MichaelClerx avatar Mar 19 '20 10:03 MichaelClerx

If we did add a parameter_names method to models at some point, it's worth noting that this wouldn't include names from the error model, so we'd have to have a parameter_names() on the Problem classes as well (that can ask a model if it has one), and then on the ProblemLogPDF and ProblemBasedError classes

MichaelClerx avatar May 01 '20 07:05 MichaelClerx

You know what this is still a nice idea :D

MichaelClerx avatar Jun 08 '21 15:06 MichaelClerx

After 2 whole years? 😄 Has anyone started working on it? I suppose I'd be asking @DavAug?

chonlei avatar Jun 17 '21 04:06 chonlei

@MichaelClerx @chonlei Yes I agree! Haha I absolutely did not. 😂 But I did implement this in erlotinib, where I am basically doing exactly what Michael suggests. Models can specify names, if they are not provided the parameters are just enumerated. LogLikelihoods have names for their parameters (in my case I have an intermediate ErrorModel class), so when a LogLikelihood is instantiated it will know the names of all parameters.
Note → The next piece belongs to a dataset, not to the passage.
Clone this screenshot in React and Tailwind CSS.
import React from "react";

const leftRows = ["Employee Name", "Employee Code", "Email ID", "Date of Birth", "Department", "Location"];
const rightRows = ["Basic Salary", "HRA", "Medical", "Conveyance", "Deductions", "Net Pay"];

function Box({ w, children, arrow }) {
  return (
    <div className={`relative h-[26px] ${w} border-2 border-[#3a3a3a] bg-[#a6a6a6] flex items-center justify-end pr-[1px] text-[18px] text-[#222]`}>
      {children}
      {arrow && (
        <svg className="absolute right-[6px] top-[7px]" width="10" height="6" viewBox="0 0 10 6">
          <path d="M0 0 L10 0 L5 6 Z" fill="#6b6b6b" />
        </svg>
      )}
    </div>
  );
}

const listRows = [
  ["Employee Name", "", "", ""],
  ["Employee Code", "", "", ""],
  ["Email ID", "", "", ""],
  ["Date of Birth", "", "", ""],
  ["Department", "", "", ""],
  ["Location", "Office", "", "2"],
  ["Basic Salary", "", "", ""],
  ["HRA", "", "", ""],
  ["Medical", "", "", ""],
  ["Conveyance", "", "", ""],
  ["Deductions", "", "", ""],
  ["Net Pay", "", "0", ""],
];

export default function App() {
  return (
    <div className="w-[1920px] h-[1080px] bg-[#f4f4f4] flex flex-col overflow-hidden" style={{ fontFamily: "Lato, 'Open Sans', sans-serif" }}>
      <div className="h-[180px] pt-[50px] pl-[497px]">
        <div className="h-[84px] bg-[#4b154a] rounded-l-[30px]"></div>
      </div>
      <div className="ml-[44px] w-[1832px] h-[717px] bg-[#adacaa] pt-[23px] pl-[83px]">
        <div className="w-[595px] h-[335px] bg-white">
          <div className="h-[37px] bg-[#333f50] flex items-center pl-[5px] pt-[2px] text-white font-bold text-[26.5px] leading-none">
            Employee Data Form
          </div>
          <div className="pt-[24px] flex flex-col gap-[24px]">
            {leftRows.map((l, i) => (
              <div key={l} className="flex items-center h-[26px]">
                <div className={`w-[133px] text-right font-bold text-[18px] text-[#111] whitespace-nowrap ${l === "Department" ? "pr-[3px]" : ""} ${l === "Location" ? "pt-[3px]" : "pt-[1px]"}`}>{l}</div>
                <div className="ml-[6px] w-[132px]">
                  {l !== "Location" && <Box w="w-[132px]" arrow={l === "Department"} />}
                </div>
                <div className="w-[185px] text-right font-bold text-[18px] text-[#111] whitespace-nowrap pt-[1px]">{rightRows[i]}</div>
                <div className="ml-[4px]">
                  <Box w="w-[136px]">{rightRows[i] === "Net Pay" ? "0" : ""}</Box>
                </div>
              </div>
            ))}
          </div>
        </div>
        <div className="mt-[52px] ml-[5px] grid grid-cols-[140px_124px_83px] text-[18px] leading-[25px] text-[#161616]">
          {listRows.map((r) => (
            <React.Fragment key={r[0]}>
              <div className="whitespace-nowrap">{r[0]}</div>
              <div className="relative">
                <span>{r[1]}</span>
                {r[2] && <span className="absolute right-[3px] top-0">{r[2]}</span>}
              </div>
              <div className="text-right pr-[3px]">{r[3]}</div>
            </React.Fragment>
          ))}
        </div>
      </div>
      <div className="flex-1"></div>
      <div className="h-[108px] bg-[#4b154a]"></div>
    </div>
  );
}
By implementing a get_parameter_names method for loglikelihoods, we will always be able to identify the parameters and worst case scenario the names are the somewhat meaningless defaults: `['parameter 1', 'parameter 2', ..., 'parameter k', 'noise parameter 1', etc. ]'.

I don't think I'll have time to do this any time soon, but it seems like a very good beginners issue for someone who would liek to start working on pints.

DavAug avatar Jun 17 '21 09:06 DavAug

So just to clarify what I am suggesting is to make the get_parameter_names method mandatory for the ForwardModel's (potentially define a default method in the base classes that just enumerates the parameter names, so users don't have to worry about it, if they don't want to). All classes that work with the ForwardModel can then derive the parameter names from the ForwardModel provided that the LogLikelihoods know what to call their additional parameters.

DavAug avatar Jun 17 '21 09:06 DavAug

That's cool - yeah very similar to what was suggested before (see the top of this thread).

I was also hoping if we could make it a bit more sophisticated that plotting (e.g. the traces, histograms, and pairwise plots) can take these ForwardModel parameter names as well... But that's harder because plotting methods take only the samples (numpy array) but not anything related to ForwardModel. So back to the argument of going for Route 1 or Route 2 above, but I guess now that the plotting methods take parameter names separately (making things a bit disconnected), we'd just go for Route 2. Although I suppose if we do want to go half way from Route 2 to Route 1, we could do something like subclassing ndarray, a structured array, or a pandas data structure for storing the parameter names when outputting the samples from the controller (which can be passed to the plotting methods)...

chonlei avatar Jun 17 '21 10:06 chonlei

I know that arviz uses xarray as data structure which does exactly what you say. The controller could then optionally return a xarray.DataArray or xarray.Dataset instead of a numpy array. Ultimately it would then make sense to refactor the plots or just entirely outsource this to arviz.

DavAug avatar Jun 17 '21 12:06 DavAug

For plots, an easy option would be to allow objects like a model to be passed in as the parameter_names argument. Perhaps we'd have a subclass ParameterOwner or something like that, that could be extended by models, score functions, etc.

MichaelClerx avatar Jun 17 '21 12:06 MichaelClerx